Nous remarquons que vous êtes soucieux de la sécurité de votre personnel. Vos employés sont nos frères et soeurs et beaucoup d’entre eux nous ont rejoints dans la lutte contre la junte militaire. Ils veulent des mesures tangibles de Total et de ses partenaires dans la joint-venture. Tous les jours, nous risquons d’être arrêtés, torturés et tués à nos domiciles. La poursuite de votre soutien financier à l’armée alimente l’insécurité de toutes et de tous.

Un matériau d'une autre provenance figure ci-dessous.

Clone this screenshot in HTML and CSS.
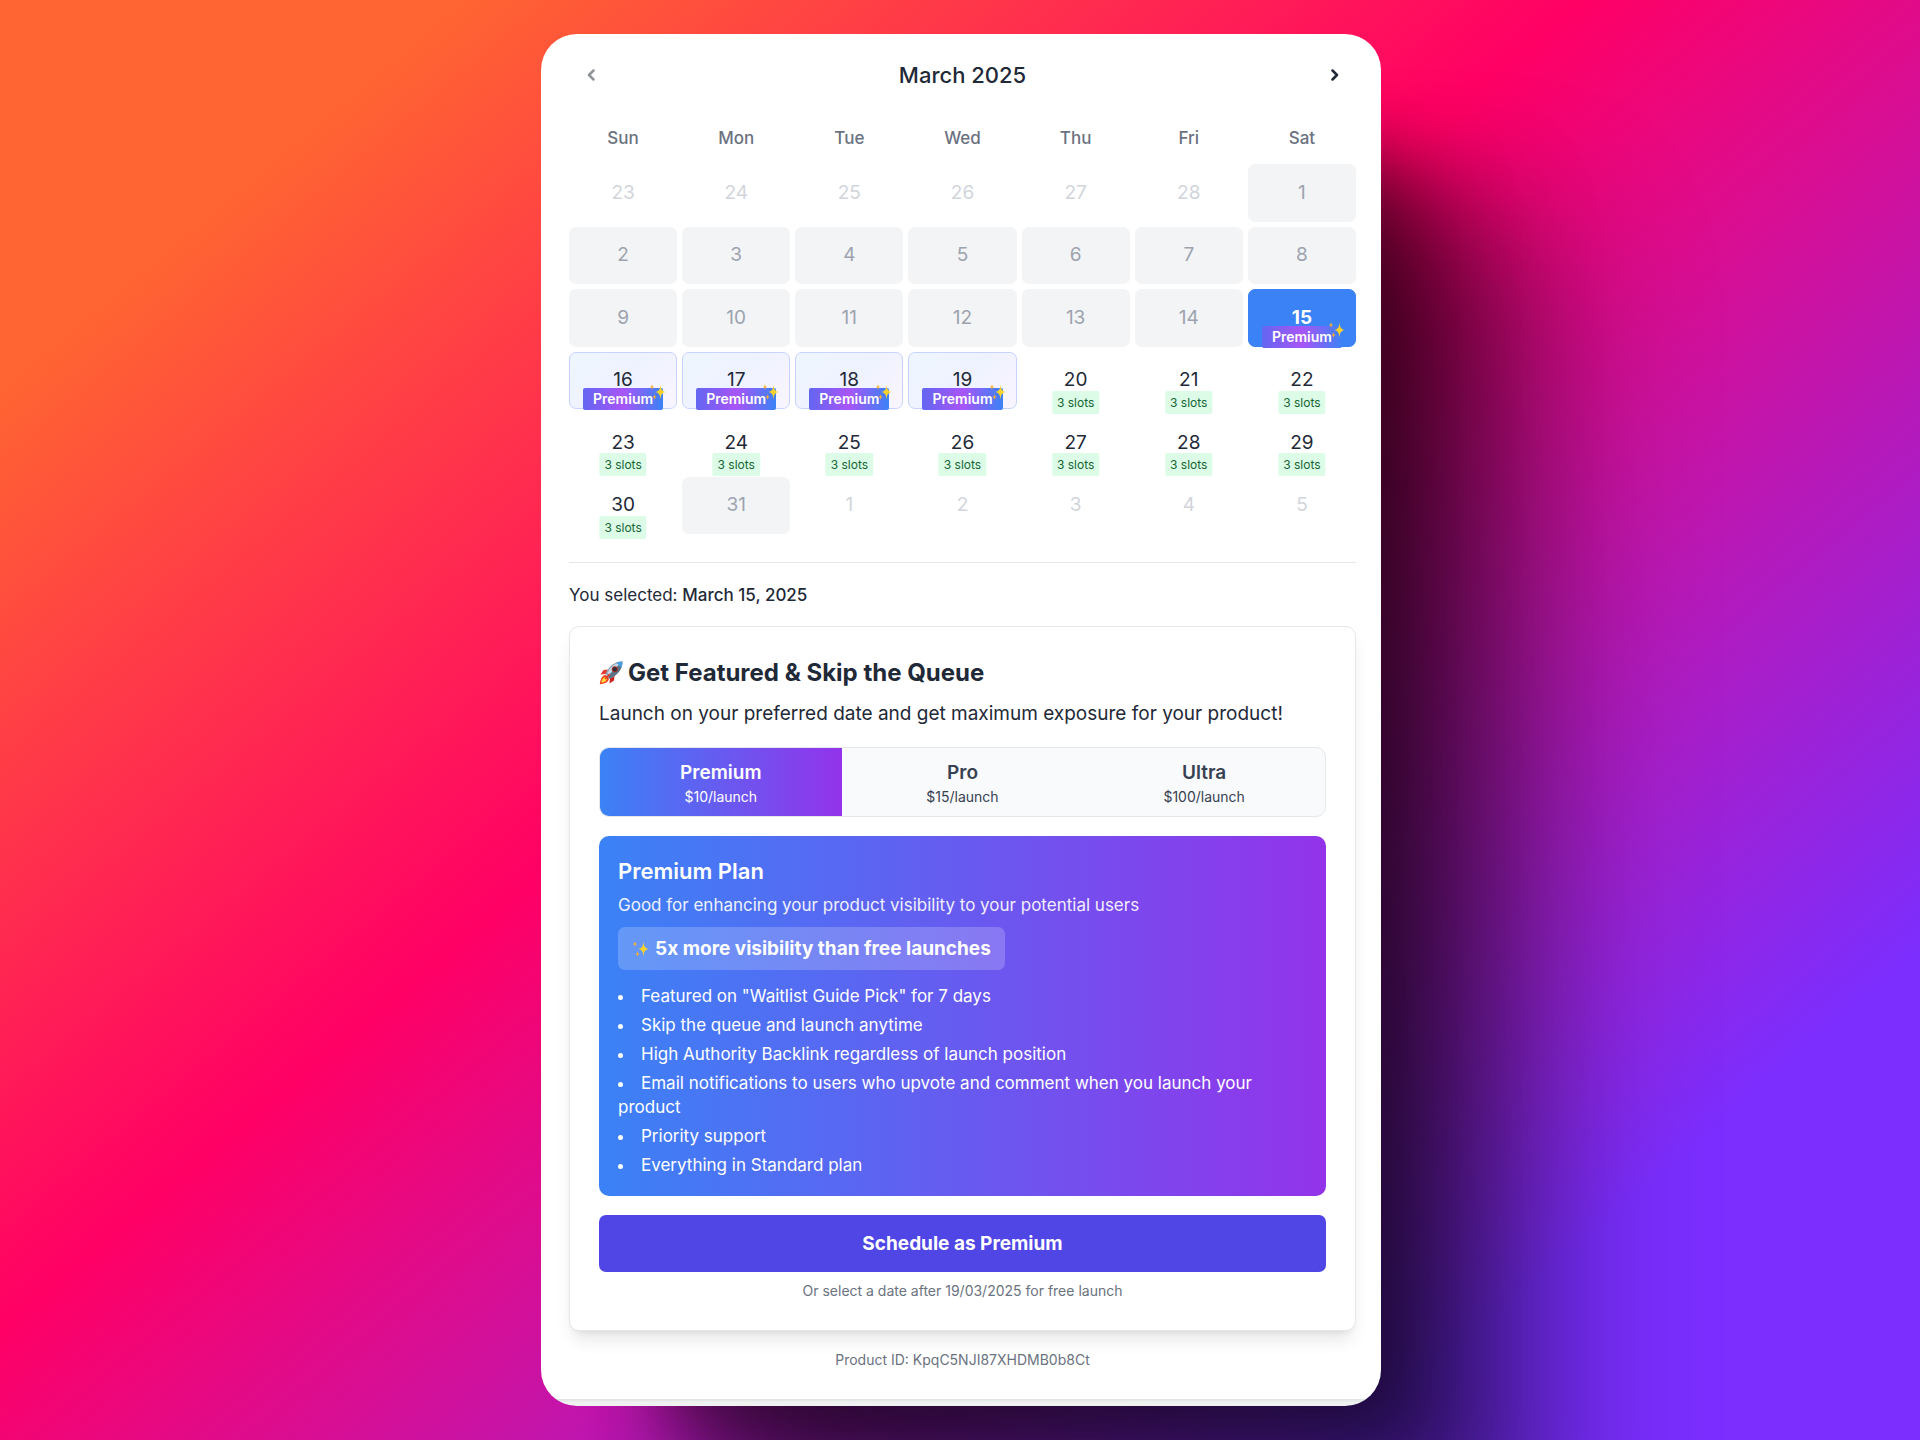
FILE: index.html
```html
<!DOCTYPE html>
<html lang="en">
<head>
<meta charset="utf-8">
<title>Schedule your launch</title>
<meta name="viewport" content="width=device-width, initial-scale=1.0">
<link rel="stylesheet" href="styles.css">
</head>
<body>
<!-- shared emoji art -->
<svg class="defs" aria-hidden="true">
  <symbol id="sparkles" viewBox="0 0 18 18">
    <path fill="#fdd32b" d="M11.5 1.5C12 6.6 12.800 8.200 17 9C12.800 9.800 12 11.400 11.500 16.500C11 11.400 10.200 9.800 6 9C10.200 8.200 11 6.600 11.500 1.500Z"/>
    <path fill="#fbb02a" d="M3 1C3.300 3 3.700 3.700 5.500 4C3.700 4.300 3.300 5 3 7C2.700 5 2.300 4.300 .5 4C2.300 3.700 2.700 3 3 1Z"/>
    <path fill="#fbb02a" d="M5.500 11C5.800 13 6.200 13.700 8 14C6.200 14.300 5.800 15 5.500 17C5.200 15 4.800 14.300 3 14C4.800 13.700 5.200 13 5.500 11Z"/>
  </symbol>
</svg>

<main class="card">
  <header class="month">
    <button class="nav" disabled aria-label="Previous month"><svg viewBox="0 0 8 12"><path d="M6.500 1.500L2 6L6.500 10.500"/></svg></button>
    <h1>March 2025</h1>
    <button class="nav" aria-label="Next month"><svg viewBox="0 0 8 12"><path d="M1.500 1.500L6 6L1.500 10.500"/></svg></button>
  </header>

  <div class="weekdays">
    <span>Sun</span><span>Mon</span><span>Tue</span><span>Wed</span><span>Thu</span><span>Fri</span><span>Sat</span>
  </div>
  <div class="days" id="days"></div>

  <p class="selected">You selected: <strong>March 15, 2025</strong></p>

  <section class="featured">
    <h2>
      <svg class="rocket" viewBox="0 0 24 24" aria-hidden="true">
        <path fill="#e23a2e" d="M9 8.500L4.500 9L1.500 13.500L7 13Z"/>
        <path fill="#c9251d" d="M15.500 15L15 19.500L10.500 22.500L11 17Z"/>
        <path fill="#f0421f" d="M6.500 14C3 14.500 1.500 17.500 .8 23.200C6.500 22.500 9.500 21 10 17.500Z"/>
        <path fill="#ffd93b" d="M6 16C4 16.500 2.800 18.500 2.200 21.800C5.500 21.200 7.500 20 8 18Z"/>
        <path fill="#8fa3b5" d="M23.400 .6C16 .6 10.500 4.500 6.300 13.200L10.800 17.700C19.500 13.500 23.400 8 23.400 .6Z"/>
        <path fill="#5c7285" d="M23.400 .6L8.500 15.500L10.800 17.700C19.500 13.500 23.400 8 23.400 .6Z"/>
        <path fill="#c8dbe8" d="M19 2C14.500 3.500 11.500 6.500 8.500 12L10 13.500L20 3.500Z"/>
        <path fill="#4a9fe0" d="M23.400 .6C21 .6 19 1 17.200 1.600L22.400 6.800C23.100 5 23.400 3 23.400 .6Z"/>
        <circle cx="15.800" cy="8.200" r="3" fill="#a92b25"/>
        <circle cx="15.800" cy="8.200" r="2" fill="#26323d"/>
        <path fill="#e5372c" d="M10.300 12.500L11.500 13.700L6.500 18.500L5.500 17.500Z"/>
      </svg>
      Get Featured &amp; Skip the Queue
    </h2>
    <p class="lead">Launch on your preferred date and get maximum exposure for your product!</p>

    <div class="tabs">
      <button class="tab active"><b>Premium</b><span>$10/launch</span></button>
      <button class="tab"><b>Pro</b><span>$15/launch</span></button>
      <button class="tab"><b>Ultra</b><span>$100/launch</span></button>
    </div>

    <div class="plan">
      <h3>Premium Plan</h3>
      <p class="plan-text">Good for enhancing your product visibility to your potential users</p>
      <p class="boost"><svg class="sparkle" aria-hidden="true"><use href="#sparkles"/></svg>5x more visibility than free launches</p>
      <ul>
        <li>Featured on "Waitlist Guide Pick" for 7 days</li>
        <li>Skip the queue and launch anytime</li>
        <li>High Authority Backlink regardless of launch position</li>
        <li>Email notifications to users who upvote and comment when you launch your product</li>
        <li>Priority support</li>
        <li>Everything in Standard plan</li>
      </ul>
    </div>

    <button class="schedule">Schedule as Premium</button>
    <p class="note">Or select a date after 19/03/2025 for free launch</p>
  </section>

  <p class="product-id">Product ID: KpqC5NJI87XHDMB0b8Ct</p>
</main>

<script>
const days = document.getElementById('days');

function addDay(num, type) {
    const day = document.createElement('button');
    day.className = 'day ' + type;
    day.disabled = type === 'other' || type === 'closed';
    let html = `<span class="num">${num}</span>`;
    if (type.includes('premium')) {
        html += '<span class="tag">Premium<svg class="sparkle" aria-hidden="true"><use href="#sparkles"/></svg></span>';
    }
    if (type === 'free') {
        html += '<span class="slots">3 slots</span>';
    }
    day.innerHTML = html;
    days.appendChild(day);
}

for (let d = 23; d <= 28; d++) addDay(d, 'other');
for (let d = 1; d <= 31; d++) {
    if (d < 15 || d === 31) addDay(d, 'closed');
    else if (d === 15) addDay(d, 'premium current');
    else if (d < 20) addDay(d, 'premium');
    else addDay(d, 'free');
}
for (let d = 1; d <= 5; d++) addDay(d, 'other');
</script>
</body>
</html>
```

FILE: styles.css
```css
* {
    box-sizing: border-box;
    margin: 0;
    padding: 0;
}
body {
    min-height: 100vh;
    display: flex;
    justify-content: center;
    align-items: flex-start;
    padding: 34px 20px 34px 22px;
    overflow: hidden;
    font-family: Inter, "Liberation Sans", sans-serif;
    font-size: 17px;
    line-height: 24px;
    color: #1f2937;
    background: linear-gradient(140deg, #ff6432 12.8%, #ff0065 43.52%, #7b2eff 84.34%);
}
button {
    font: inherit;
    color: inherit;
    border: 0;
    background: none;
    cursor: pointer;
}
.defs {
    position: absolute;
    width: 0;
    height: 0;
}
.sparkle {
    width: 18px;
    height: 18px;
}

.card {
    width: 100%;
    max-width: 840px;
    padding: 17px 25px 34px 28px;
    border-radius: 36px;
    background: linear-gradient(#dfe1e2, #f0f2f1 50%) no-repeat bottom / 100% 7px, #fff;
    box-shadow:
        65px 65px 60px -55px rgba(0, 0, 0, 0.3),
        95px 95px 80px -45px rgba(0, 0, 0, 0.3),
        135px 135px 110px -25px rgba(0, 0, 0, 0.3),
        190px 190px 150px -10px rgba(0, 0, 0, 0.34);
}

/* calendar */
.month {
    display: flex;
    justify-content: space-between;
    align-items: center;
    height: 48px;
}
.month h1 {
    font-size: 22px;
    font-weight: 500;
}
.nav {
    width: 43px;
    height: 43px;
}
.nav svg {
    width: 8px;
    height: 12px;
    fill: none;
    stroke: #1f2937;
    stroke-width: 2.5;
    stroke-linecap: round;
    stroke-linejoin: round;
}
.nav:disabled svg {
    opacity: 0.5;
}
.weekdays,
.days {
    display: grid;
    grid-template-columns: repeat(7, 1fr);
    column-gap: 5px;
}
.weekdays {
    padding: 27px 0 14px;
    text-align: center;
    font-weight: 500;
    color: #6b7280;
}
.days {
    grid-template-rows: repeat(6, 1fr);
    height: 399px;
    row-gap: 5px;
    padding-bottom: 28px;
    border-bottom: 1px solid #e5e7eb;
}
.day {
    position: relative;
    border-radius: 7px;
    font-size: 19px;
}
.other {
    color: #d1d5db;
}
.closed {
    color: #9ca3af;
    background: #f3f4f6;
}
.premium {
    border: 1px solid #c7d2fe;
    background: linear-gradient(135deg, #eff6ff, #eef2ff, #faf5ff);
}
.current {
    border-color: #3b82f6;
    background: #3b82f6;
    color: #fff;
    font-weight: 700;
}
.tag {
    position: absolute;
    left: 13px;
    right: 13px;
    bottom: -2px;
    height: 22px;
    border-radius: 2px;
    background: linear-gradient(90deg, #6366f1, #a855f7, #3b82f6);
    color: #fff;
    font-size: 14px;
    font-weight: 600;
    line-height: 22px;
}
.tag .sparkle {
    position: absolute;
    right: -4px;
    top: -5px;
}
.slots {
    position: absolute;
    left: 50%;
    top: 39px;
    transform: translateX(-50%);
    padding: 0 5px;
    border-radius: 2px;
    background: #dcfce7;
    color: #166534;
    font-size: 12px;
    line-height: 23px;
    white-space: nowrap;
}

/* selection and plans */
.selected {
    padding: 20px 0 19px;
}
.selected strong {
    font-weight: 500;
}
.featured {
    padding: 29px 29px 27px;
    border: 1px solid #e5e7eb;
    border-radius: 10px;
    background: #fff;
    box-shadow: 0 12px 18px -4px rgba(0, 0, 0, 0.1), 0 5px 7px -5px rgba(0, 0, 0, 0.1);
}
.featured h2 {
    display: flex;
    align-items: center;
    gap: 5px;
    font-size: 24px;
    font-weight: 700;
    line-height: 33px;
}
.rocket {
    width: 24px;
    height: 24px;
}
.lead {
    margin: 10px 0 19px;
    font-size: 19px;
    line-height: 29px;
}
.tabs {
    display: grid;
    grid-template-columns: repeat(3, 1fr);
    margin-bottom: 19px;
    border: 1px solid #e5e7eb;
    border-radius: 10px;
    overflow: hidden;
    background: #f9fafb;
    color: #374151;
}
.tab {
    padding: 10px;
}
.tab b {
    display: block;
    font-size: 19px;
    font-weight: 600;
    line-height: 29px;
}
.tab span {
    display: block;
    font-size: 14px;
    line-height: 19px;
}
.tab.active {
    color: #fff;
}
.tab.active,
.plan {
    background: linear-gradient(90deg, #3b82f6, #9333ea);
}
.plan {
    padding: 19px;
    border-radius: 10px;
    color: #fff;
}
.plan h3 {
    font-size: 22px;
    font-weight: 600;
    line-height: 33px;
}
.plan-text {
    margin: 5px 0 10px;
    opacity: 0.9;
}
.boost {
    display: inline-flex;
    align-items: center;
    gap: 5px;
    padding: 7px 14px;
    margin-bottom: 14px;
    border-radius: 7px;
    background: rgba(255, 255, 255, 0.2);
    font-size: 19px;
    font-weight: 700;
    line-height: 29px;
}
.plan ul {
    list-style: disc inside;
}
.plan li + li {
    margin-top: 5px;
}
.schedule {
    display: block;
    width: 100%;
    margin: 19px 0 7px;
    padding: 14px;
    border-radius: 7px;
    background: #4f46e5;
    color: #fff;
    font-size: 19px;
    font-weight: 700;
    line-height: 29px;
}
.note,
.product-id {
    text-align: center;
    font-size: 14px;
    color: #6b7280;
}
.product-id {
    margin-top: 17px;
}
```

Quelles que puissent être la légalité et la logistique liées à la cessation des paiements, l’inquiétude principale de votre compagnie devrait être la responsabilité qui vous incombe de respecter les droits humains et d’éviter de contribuer à la commission de crimes contre l’Humanité. Nous sommes confrontés à l’armée tous les jours et nous savons que nous sortirons vainqueurs de cette révolution. Votre compagnie doit arrêter de saper notre combat pour la justice et pour un avenir, tant pour nous-mêmes que pour nos enfants.

Nous vous appelons à :

  • diriger tous les paiements de revenus vers des comptes protégés, jusqu’à ce qu’un gouvernement légitime et démocratique puisse prendre le pouvoir ;
  • soutenir des sanctions ciblées contre la MOGE plutôt que de faire pression pour l’obtention d’exemptions, comme vous avez pu le faire par le passé.